** Task objective **
Below is a listing to write out in full, exactly as given, without its pictures.

** Raw data **
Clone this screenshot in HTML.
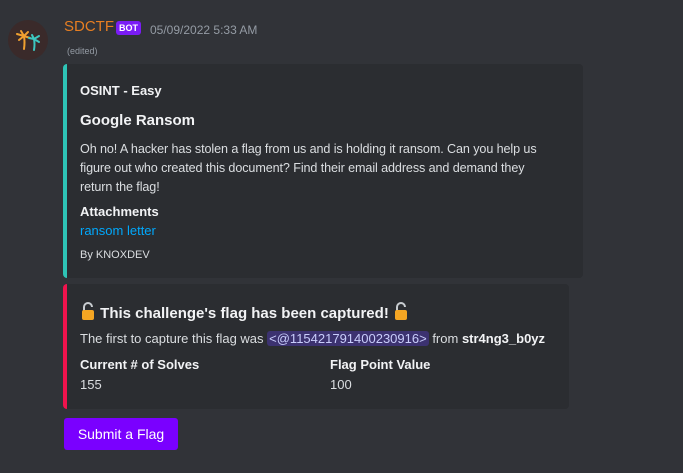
<!DOCTYPE html>
<html><head><meta charset="utf-8"><style>
*{margin:0;padding:0;box-sizing:border-box}
body{width:683px;height:473px;background:#313338;font-family:"Liberation Sans","DejaVu Sans",sans-serif;color:#dbdee1;position:relative;overflow:hidden}
.abs{position:absolute;white-space:nowrap}
.av{left:8px;top:20px;width:40px;height:40px;border-radius:50%;background:#3a2a2a}
.name{left:64px;top:18px;font-size:15px;color:#e67e22}
.bot{left:116px;top:21px;background:#7a1cf5;color:#fff;font-size:9px;font-weight:bold;padding:2px 3px;border-radius:3px;line-height:10px}
.ts{left:150px;top:23px;font-size:12px;color:#949ba4}
.ed{left:67px;top:46px;font-size:9px;color:#949ba4}
.emb{position:absolute;background:#2b2d31;border-radius:4px;border-left:4px solid}
.b{font-weight:bold;color:#f2f3f5}
.lock{display:inline-block;vertical-align:-2px}
</style></head><body>
<div class="abs av"><svg width="40" height="40" viewBox="0 0 40 40"><g stroke="#f0a030" stroke-width="2" fill="none" stroke-linecap="round"><path d="M16 29 Q17 22 16 16"/><path d="M16 16 L9 14 M16 16 L11 20 M16 16 L20 12 M16 16 L22 18 M16 16 L13 11"/></g><g stroke="#3cc8c0" stroke-width="2" fill="none" stroke-linecap="round"><path d="M26 30 Q27 24 26 19"/><path d="M26 19 L21 18 M26 19 L31 16 M26 19 L31 22 M26 19 L24 15"/></g></svg></div>
<div class="abs name">SDCTF</div>
<div class="abs bot">BOT</div>
<div class="abs ts">05/09/2022 5:33 AM</div>
<div class="abs ed">(edited)</div>
<div class="emb" style="left:63px;top:64px;width:520px;height:214px;border-color:#2ec4b6">
 <div class="abs b" style="left:13px;top:19px;font-size:13px">OSINT - Easy</div>
 <div class="abs b" style="left:13px;top:48px;font-size:15px">Google Ransom</div>
 <div style="position:absolute;left:13px;top:76px;width:474px;font-size:12.6px;line-height:19px;color:#dbdee1;letter-spacing:-0.1px">Oh no! A hacker has stolen a flag from us and is holding it ransom. Can you help us figure out who created this document? Find their email address and demand they return the flag!</div>
 <div class="abs b" style="left:13px;top:140px;font-size:13px">Attachments</div>
 <div class="abs" style="left:13px;top:159px;font-size:13px;color:#00a8fc">ransom letter</div>
 <div class="abs" style="left:13px;top:185px;font-size:11px;color:#dbdee1">By KNOXDEV</div>
</div>
<div class="emb" style="left:63px;top:284px;width:506px;height:125px;border-color:#f0134d">
 <div class="abs b" style="left:13px;top:18px;font-size:15px"><svg class="lock" width="16" height="18" viewBox="0 0 16 18"><path d="M4 9 V5 A4 4 0 0 1 12 5" stroke="#c8ccd0" stroke-width="2" fill="none"/><rect x="2" y="8" width="12" height="10" rx="2" fill="#f5a623"/></svg> This challenge's flag has been captured! <svg class="lock" width="16" height="18" viewBox="0 0 16 18"><path d="M4 9 V5 A4 4 0 0 1 12 5" stroke="#c8ccd0" stroke-width="2" fill="none"/><rect x="2" y="8" width="12" height="10" rx="2" fill="#f5a623"/></svg></div>
 <div class="abs" style="left:13px;top:47px;font-size:13px">The first to capture this flag was <span style="background:#3c3270;color:#c9cdfb;padding:0 2px;border-radius:3px">&lt;@115421791400230916&gt;</span> from <b class="b">str4ng3_b0yz</b></div>
 <div class="abs b" style="left:13px;top:73px;font-size:13px">Current # of Solves</div>
 <div class="abs" style="left:13px;top:93px;font-size:13px">155</div>
 <div class="abs b" style="left:263px;top:73px;font-size:13px">Flag Point Value</div>
 <div class="abs" style="left:263px;top:93px;font-size:13px">100</div>
</div>
<div class="abs" style="left:64px;top:418px;width:114px;height:32px;background:#7a00ff;border-radius:3px;color:#fff;font-size:14px;text-align:center;line-height:32px">Submit a Flag</div>
</body></html>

** Right answer **
Clone this screenshot in HTML.
<!DOCTYPE html>
<html><head><meta charset="utf-8"><style>
*{margin:0;padding:0;box-sizing:border-box}
body{width:683px;height:473px;background:#313338;font-family:"Liberation Sans","DejaVu Sans",sans-serif;color:#dbdee1;position:relative;overflow:hidden}
.abs{position:absolute;white-space:nowrap}
.av{left:8px;top:20px;width:40px;height:40px;border-radius:50%;background:#3a2a2a}
.name{left:64px;top:18px;font-size:15px;color:#e67e22}
.bot{left:116px;top:21px;background:#7a1cf5;color:#fff;font-size:9px;font-weight:bold;padding:2px 3px;border-radius:3px;line-height:10px}
.ts{left:150px;top:23px;font-size:12px;color:#949ba4}
.ed{left:67px;top:46px;font-size:9px;color:#949ba4}
.emb{position:absolute;background:#2b2d31;border-radius:4px;border-left:4px solid}
.b{font-weight:bold;color:#f2f3f5}
.lock{display:inline-block;vertical-align:-2px}
</style></head><body>
<div class="abs av"><svg width="40" height="40" viewBox="0 0 40 40"><g stroke="#f0a030" stroke-width="2" fill="none" stroke-linecap="round"><path d="M16 29 Q17 22 16 16"/><path d="M16 16 L9 14 M16 16 L11 20 M16 16 L20 12 M16 16 L22 18 M16 16 L13 11"/></g><g stroke="#3cc8c0" stroke-width="2" fill="none" stroke-linecap="round"><path d="M26 30 Q27 24 26 19"/><path d="M26 19 L21 18 M26 19 L31 16 M26 19 L31 22 M26 19 L24 15"/></g></svg></div>
<div class="abs name">SDCTF</div>
<div class="abs bot">BOT</div>
<div class="abs ts">05/09/2022 5:33 AM</div>
<div class="abs ed">(edited)</div>
<div class="emb" style="left:63px;top:64px;width:520px;height:214px;border-color:#2ec4b6">
 <div class="abs b" style="left:13px;top:19px;font-size:13px">OSINT - Easy</div>
 <div class="abs b" style="left:13px;top:48px;font-size:15px">Google Ransom</div>
 <div style="position:absolute;left:13px;top:76px;width:474px;font-size:12.6px;line-height:19px;color:#dbdee1;letter-spacing:-0.1px">Oh no! A hacker has stolen a flag from us and is holding it ransom. Can you help us figure out who created this document? Find their email address and demand they return the flag!</div>
 <div class="abs b" style="left:13px;top:140px;font-size:13px">Attachments</div>
 <div class="abs" style="left:13px;top:159px;font-size:13px;color:#00a8fc">ransom letter</div>
 <div class="abs" style="left:13px;top:185px;font-size:11px;color:#dbdee1">By KNOXDEV</div>
</div>
<div class="emb" style="left:63px;top:284px;width:506px;height:125px;border-color:#f0134d">
 <div class="abs b" style="left:13px;top:18px;font-size:15px"><svg class="lock" width="16" height="18" viewBox="0 0 16 18"><path d="M4 9 V5 A4 4 0 0 1 12 5" stroke="#c8ccd0" stroke-width="2" fill="none"/><rect x="2" y="8" width="12" height="10" rx="2" fill="#f5a623"/></svg> This challenge's flag has been captured! <svg class="lock" width="16" height="18" viewBox="0 0 16 18"><path d="M4 9 V5 A4 4 0 0 1 12 5" stroke="#c8ccd0" stroke-width="2" fill="none"/><rect x="2" y="8" width="12" height="10" rx="2" fill="#f5a623"/></svg></div>
 <div class="abs" style="left:13px;top:47px;font-size:13px">The first to capture this flag was <span style="background:#3c3270;color:#c9cdfb;padding:0 2px;border-radius:3px">&lt;@115421791400230916&gt;</span> from <b class="b">str4ng3_b0yz</b></div>
 <div class="abs b" style="left:13px;top:73px;font-size:13px">Current # of Solves</div>
 <div class="abs" style="left:13px;top:93px;font-size:13px">155</div>
 <div class="abs b" style="left:263px;top:73px;font-size:13px">Flag Point Value</div>
 <div class="abs" style="left:263px;top:93px;font-size:13px">100</div>
</div>
<div class="abs" style="left:64px;top:418px;width:114px;height:32px;background:#7a00ff;border-radius:3px;color:#fff;font-size:14px;text-align:center;line-height:32px">Submit a Flag</div>
</body></html>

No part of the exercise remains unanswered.